August Graf von Platen (1796-1835) ist einer jener deutschen Dichter, den die Zeit verkannt hat. Er war ein bedingungslos empfindender Ästhet, ein Ritter der Schönheit, der an ihr zugrunde gehen musste. Früh ist er gestorben, man redet von falscher Selbstmedikation - es könnte auch auf anderes deuten; und dennoch hat er uns überviele Werke hinterlassen. Werke, die wiederentdeckt werden wollen, weil sie mit der Zeit nichts verloren haben, weil sie uns einen zutiefst fühlenden Geist konserviert haben, weil sie positiv einzigartig in der Geschichte der deutschen Literatur sind. Will man von Platen in die Nähe eines anderen Dichters setzen, so muss man nach Italien schauen und findet dort Giacomo Leopardi. Die beiden waren Zeitgenossen und da von Platen im italienischen Exil lebte, konnten sie auch miteinander bekannt werden. Es ist natürlich nur ein zufälliges Detail: Leopardi wurde zwei Jahre später als von Platen geboren und starb genauso zwei Jahre später ... Beide Dichter hatten ihr Leben ganz dem Ideal der Schönheit geweiht.
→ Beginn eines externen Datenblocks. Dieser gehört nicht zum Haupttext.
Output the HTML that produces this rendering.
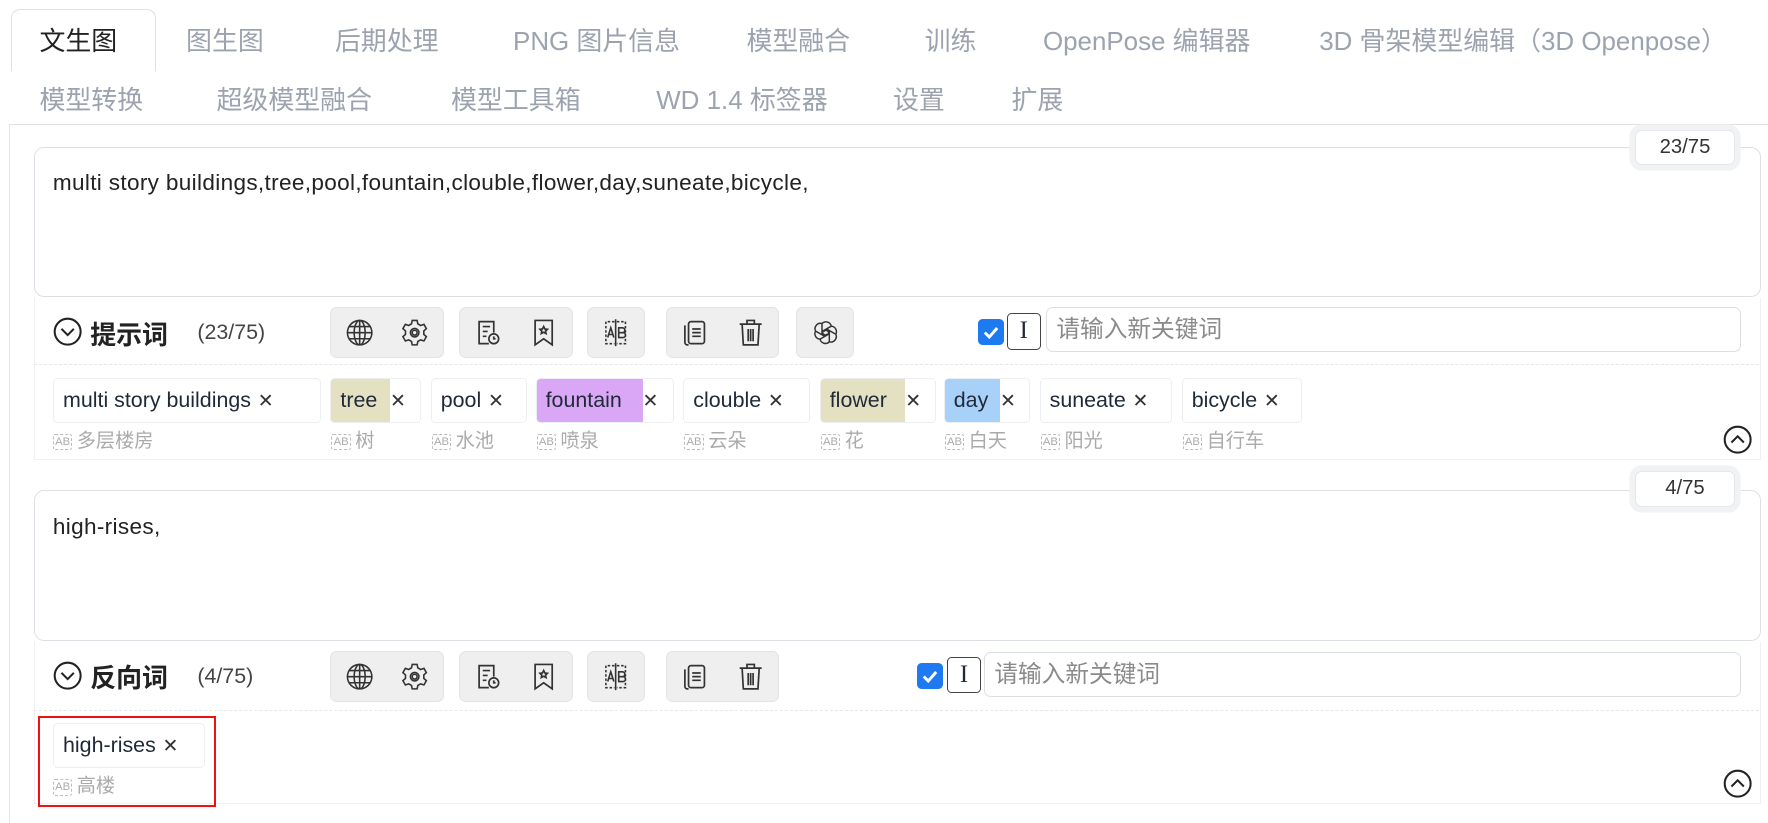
<!DOCTYPE html>
<html><head><meta charset="utf-8"><style>
html,body{margin:0;padding:0;background:#fff;overflow:hidden;width:1768px;height:823px}
#w{position:relative;width:1568px;height:730px;zoom:1.12755;font-family:"Liberation Sans","Noto Sans CJK SC",sans-serif;color:#1f2937}
.a{position:absolute}
.tab{position:absolute;font-size:23px;color:#9ca3af;white-space:nowrap}
.ta{position:absolute;left:30px;width:1530px;border:1px solid #dcdfe4;border-radius:9px;background:#fff}
.ta span{position:absolute;left:16px;font-size:20px;color:#222;letter-spacing:0.3px}
.cnt{position:absolute;left:1450px;width:87px;height:30px;border:1px solid #e5e7eb;border-radius:6px;background:#fff;box-shadow:0 0 0 5px #f1f2f4;font-size:18px;text-align:center;line-height:30px;color:#333}
.grp{position:absolute;height:44px;background:#efefef;border:1px solid #e3e3e3;border-radius:6px;display:flex;align-items:center;justify-content:space-around}
.grp svg{width:26px;height:26px}
.lbl{position:absolute;font-size:23px;font-weight:bold;color:#222}
.sub{position:absolute;font-size:19px;color:#444}
.inp{position:absolute;height:40px;border:1px solid #dcdfe4;border-radius:6px;background:#fff;font-size:21px;color:#8a8a8a;line-height:40px;padding-left:8px;box-sizing:border-box}
.chk{position:absolute;width:23px;height:23px;background:#1e7af0;border-radius:4px}
.ib{position:absolute;width:30px;height:32px;border:1.5px solid #444;border-radius:4px;box-sizing:border-box;text-align:center;font-size:22px;line-height:30px;font-family:"Liberation Serif",serif}
.tag{position:absolute;height:38px;border:1px solid #eceef1;border-radius:4px;background:#fff;font-size:19px;line-height:38px;white-space:nowrap;overflow:hidden}
.tag b{font-weight:normal;display:inline-block;padding:0 6px 0 8px;height:38px}
.tag i{font-style:normal;color:#333;padding-right:6px;font-size:17px}
.tr{position:absolute;font-size:17px;color:#aaa;white-space:nowrap}
.tr small{display:inline-block;font-size:10px;border:1px dashed #bbb;border-radius:2px;padding:0 1px;margin-right:4px;vertical-align:2px;line-height:13px}
.sep{position:absolute;left:30px;width:1530px;border-top:1px dashed #e5e7eb}
</style></head><body><div id="w">
<div class="a" style="left:8px;top:110px;width:1px;height:620px;background:#e5e7eb"></div>
<div class="a" style="left:8px;top:110px;width:1560px;height:1px;background:#e0e0e0"></div>
<div class="a" style="left:10px;top:8px;width:127px;height:54px;border:1px solid #e0e0e0;border-bottom:none;border-radius:8px 8px 0 0;background:#fff"></div>
<div class="tab" style="left:35px;top:19px;color:#222">文生图</div>
<div class="tab" style="left:165px;top:19px">图生图</div>
<div class="tab" style="left:297px;top:19px">后期处理</div>
<div class="tab" style="left:455px;top:19px">PNG 图片信息</div>
<div class="tab" style="left:662px;top:19px">模型融合</div>
<div class="tab" style="left:820px;top:19px">训练</div>
<div class="tab" style="left:925px;top:19px">OpenPose 编辑器</div>
<div class="tab" style="left:1170px;top:19px">3D 骨架模型编辑（3D Openpose）</div>
<div class="tab" style="left:35px;top:71px">模型转换</div>
<div class="tab" style="left:192px;top:71px">超级模型融合</div>
<div class="tab" style="left:400px;top:71px">模型工具箱</div>
<div class="tab" style="left:582px;top:71px">WD 1.4 标签器</div>
<div class="tab" style="left:792px;top:71px">设置</div>
<div class="tab" style="left:897px;top:71px">扩展</div>

<svg width="0" height="0" style="position:absolute"><defs>
<symbol id="dn" viewBox="0 0 26 26"><g fill="none" stroke="#222" stroke-width="1.8"><circle cx="13" cy="13" r="11.5"/><path d="M7.5 10.5l5.5 5.5 5.5-5.5"/></g></symbol>
<symbol id="up" viewBox="0 0 26 26"><g fill="none" stroke="#222" stroke-width="1.8"><circle cx="13" cy="13" r="11.5"/><path d="M7.5 15.5l5.5-5.5 5.5 5.5"/></g></symbol>
<symbol id="ck" viewBox="0 0 23 23"><path d="M6 12l4 4 7-8" fill="none" stroke="#fff" stroke-width="2.6"/></symbol>
<symbol id="globe" viewBox="0 0 24 24"><g fill="none" stroke="#333" stroke-width="1.3"><circle cx="12" cy="12" r="10"/><ellipse cx="12" cy="12" rx="4.5" ry="10"/><path d="M2 12h20M3.5 7h17M3.5 17h17M12 2v20"/></g></symbol>
<symbol id="gear" viewBox="0 0 24 24"><g fill="none" stroke="#333" stroke-width="1.3"><path d="M10 2h4l.6 2.8 2.3 1.3 2.7-.9 2 3.5-2.1 1.9v2.8l2.1 1.9-2 3.5-2.7-.9-2.3 1.3L14 22h-4l-.6-2.8-2.3-1.3-2.7.9-2-3.5 2.1-1.9v-2.8L2.4 8.7l2-3.5 2.7.9 2.3-1.3z"/><circle cx="12" cy="12" r="3.5"/><circle cx="12" cy="12" r="2"/></g></symbol>
<symbol id="doc" viewBox="0 0 24 24"><g fill="none" stroke="#333" stroke-width="1.4"><path d="M13 21H5V3h12v9"/><path d="M8 7h6M8 11h4M8 15h3"/><circle cx="17" cy="17" r="4"/><path d="M17 15v2h1.5"/></g></symbol>
<symbol id="bm" viewBox="0 0 24 24"><g fill="none" stroke="#333" stroke-width="1.4"><path d="M5 2h14v20l-7-5-7 5z"/><path d="M12 7l1 2 2 .3-1.5 1.4.4 2-1.9-1-1.9 1 .4-2L9 9.3l2-.3z"/></g></symbol>
<symbol id="ab" viewBox="0 0 24 24"><g fill="none" stroke="#333" stroke-width="1.3"><path d="M11 3H4v18h7M13 3h7v18h-7" stroke-dasharray="2 1.5"/><path d="M12 1v22"/><path d="M5.5 16l2.5-8 2.5 8M6.3 13.5h3.4M14.5 8h3a2 2 0 010 4h-3zM14.5 12h3.5a2 2 0 010 4h-3.5z"/></g></symbol>
<symbol id="copy" viewBox="0 0 24 24"><g fill="none" stroke="#333" stroke-width="1.4"><rect x="7" y="3" width="13" height="18" rx="2"/><path d="M4 6v14a2 2 0 002 2h1M10 9h7M10 12h7M10 15h7"/></g></symbol>
<symbol id="trash" viewBox="0 0 24 24"><g fill="none" stroke="#333" stroke-width="1.4"><path d="M3 5h18M9 5V2h6v3M5 5l1 17h12l1-17M10 9v10M12 9v10M14 9v10"/></g></symbol>
<symbol id="oai" viewBox="0 0 24 24"><g fill="none" stroke="#333" stroke-width="1.2"><path d="M9 4.5a4.5 4.5 0 017.6 2.2M16.6 6.7a4.5 4.5 0 013.7 6.6M20.3 13.3a4.5 4.5 0 01-5.3 6.2M15 19.5a4.5 4.5 0 01-7.6-2.2M7.4 17.3a4.5 4.5 0 01-3.7-6.6M3.7 10.7A4.5 4.5 0 019 4.5"/><path d="M9 4.5v8l3 1.7M16.6 6.7l-7 4 .1 3.4M20.3 13.3l-7-4-3 1.7M15 19.5v-8l-3-1.7M7.4 17.3l7-4-.1-3.4M3.7 10.7l7 4 3-1.7"/></g></symbol>
</defs></svg>

<!-- prompt 1 -->
<div class="ta" style="top:130px;height:132px"><span style="top:20px">multi story buildings,tree,pool,fountain,clouble,flower,day,suneate,bicycle,</span></div>
<div class="cnt" style="top:115px">23/75</div>
<div class="a" style="left:30px;top:264px;width:1530px;height:143px;border:1px solid #eef0f2;border-top:none"></div>
<svg class="a" style="left:47px;top:281px" width="26" height="26"><use href="#dn"/></svg>
<div class="lbl" style="left:80px;top:279px">提示词</div>
<div class="sub" style="left:175px;top:284px">(23/75)</div>
<div class="sep" style="top:323px"></div>

<!-- negative -->
<div class="ta" style="top:435px;height:132px"><span style="top:20px">high-rises,</span></div>
<div class="cnt" style="top:418px">4/75</div>
<div class="a" style="left:30px;top:569px;width:1530px;height:143px;border:1px solid #eef0f2;border-top:none"></div>
<svg class="a" style="left:47px;top:586px" width="26" height="26"><use href="#dn"/></svg>
<div class="lbl" style="left:80px;top:584px">反向词</div>
<div class="sub" style="left:175px;top:589px">(4/75)</div>
<div class="sep" style="top:630px"></div>

<!-- toolbars -->
<div class="grp" style="left:293px;top:272px;width:99px"><svg><use href="#globe"/></svg><svg><use href="#gear"/></svg></div>
<div class="grp" style="left:407px;top:272px;width:99px"><svg><use href="#doc"/></svg><svg><use href="#bm"/></svg></div>
<div class="grp" style="left:521px;top:272px;width:49px"><svg><use href="#ab"/></svg></div>
<div class="grp" style="left:591px;top:272px;width:98px"><svg><use href="#copy"/></svg><svg><use href="#trash"/></svg></div>
<div class="grp" style="left:706px;top:272px;width:50px"><svg><use href="#oai"/></svg></div>
<svg class="chk" style="left:867px;top:283px" width="23" height="23"><use href="#ck"/></svg><div class="ib" style="left:893px;top:278px">I</div>
<div class="inp" style="left:928px;top:272px;width:616px">请输入新关键词</div>

<div class="grp" style="left:293px;top:577px;width:99px"><svg><use href="#globe"/></svg><svg><use href="#gear"/></svg></div>
<div class="grp" style="left:407px;top:577px;width:99px"><svg><use href="#doc"/></svg><svg><use href="#bm"/></svg></div>
<div class="grp" style="left:521px;top:577px;width:49px"><svg><use href="#ab"/></svg></div>
<div class="grp" style="left:591px;top:577px;width:98px"><svg><use href="#copy"/></svg><svg><use href="#trash"/></svg></div>
<svg class="chk" style="left:813px;top:588px" width="23" height="23"><use href="#ck"/></svg><div class="ib" style="left:840px;top:583px">I</div>
<div class="inp" style="left:873px;top:578px;width:671px">请输入新关键词</div>

<!-- tags -->
<div class="tag" style="left:47px;top:335px;width:236px"><b>multi story buildings</b><i>✕</i></div>
<div class="tag" style="left:293px;top:335px;width:79px"><b style="background:#e4e1c3;width:38px">tree</b><i>✕</i></div>
<div class="tag" style="left:382px;top:335px;width:84px"><b>pool</b><i>✕</i></div>
<div class="tag" style="left:475px;top:335px;width:121px"><b style="background:#d9a7f6;width:80px">fountain</b><i>✕</i></div>
<div class="tag" style="left:606px;top:335px;width:111px"><b>clouble</b><i>✕</i></div>
<div class="tag" style="left:727px;top:335px;width:101px"><b style="background:#e4e1c3;width:61px">flower</b><i>✕</i></div>
<div class="tag" style="left:837px;top:335px;width:75px"><b style="background:#a8d1fa;width:35px">day</b><i>✕</i></div>
<div class="tag" style="left:922px;top:335px;width:116px"><b>suneate</b><i>✕</i></div>
<div class="tag" style="left:1048px;top:335px;width:105px"><b>bicycle</b><i>✕</i></div>
<div class="tr" style="left:47px;top:377px"><small>AB</small>多层楼房</div>
<div class="tr" style="left:294px;top:377px"><small>AB</small>树</div>
<div class="tr" style="left:383px;top:377px"><small>AB</small>水池</div>
<div class="tr" style="left:476px;top:377px"><small>AB</small>喷泉</div>
<div class="tr" style="left:607px;top:377px"><small>AB</small>云朵</div>
<div class="tr" style="left:728px;top:377px"><small>AB</small>花</div>
<div class="tr" style="left:838px;top:377px"><small>AB</small>白天</div>
<div class="tr" style="left:923px;top:377px"><small>AB</small>阳光</div>
<div class="tr" style="left:1049px;top:377px"><small>AB</small>自行车</div>
<svg class="a" style="left:1528px;top:377px" width="26" height="26"><use href="#up"/></svg>

<div class="tag" style="left:47px;top:641px;width:133px"><b>high-rises</b><i>✕</i></div>
<div class="tr" style="left:47px;top:683px"><small>AB</small>高楼</div>
<div class="a" style="left:34px;top:635px;width:154px;height:77px;border:2.5px solid #e11"></div>
<svg class="a" style="left:1528px;top:682px" width="26" height="26"><use href="#up"/></svg>
</div></body></html>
Meines Wissens ist derzeit keine Gesamtausgabe von Platens Werk im Druck, so muss man sich mit einer bescheidenen Auswahl begnügen, wie sie die Sammlung Wer wusste je das Leben? bietet. Einen direkten ungeschönten Einblick in die platensche Seelenwelt offenbart sein Tagebuch Memorandum meines Lebens, welches ebenfalls nur in Auszügen erhältlich ist.

***

Wie stürzte sonst mich in so viel Gefahr
Ein krausgelocktes Haar,
Und eines Feuerauges dunkler Blitz,
Und ach, zum Lächeln stets bereit,
Der Rede holder Sitz,
Ein süßer Mund voll schöner Sinnlichkeit!
Da wähnt ich noch, als wäre der Besitz
Das einz´ge Gut auf diesem Lebensgang.
Und nach ihm rang
Mein junger Sinn und mein betörter Witz.

Da sah ich bald im Wandel der Gestalt
Vor mir die Jugend alt,
Und jede schön geschwungne Form verschwand;
Und ach, wonach ich griff in Hast,
Entfloh dem Unverstand,
Und nie Beseßnes wurde mir zur Last:
Bis ich zuletzt, nicht ohne Schmerz, empfand,
Daß alles Schöne, was der Welt gehört,
Sich selbst zerstört,
Und nicht erträgt die rohe Menschenhand.

So ward ich ruhiger und kalt zuletzt,
Und gerne möcht ich jetzt
Die Welt, wie außer ihr, von ferne schaun:
Erlitten hat das bange Herz
Begier und Furcht und Graun,
Erlitten hat es seinen Teil von Schmerz,
Und in das Leben setzt es kein Vertraun;
Ihm werde die gewaltige Natur
Zum Mittel nur,
Aus eigner Kraft sich eine Welt zu baun.

***

Zahlreiche weitere Gedichte von Platens finden sich im
Archiv klassischer Werke auf versalia.




Kenon - 20.08.2005 um 17:18 Uhr

Zitat:

Ich habe Platen von jung auf geliebt und werde immer unter seinem Namen die Idee eines strengen, schmerzlichen und stolzen Künstlertums verehren, eines Lebens, beherrscht von dem menschlichen hochherzigsten Drang nach Vollkommenheit.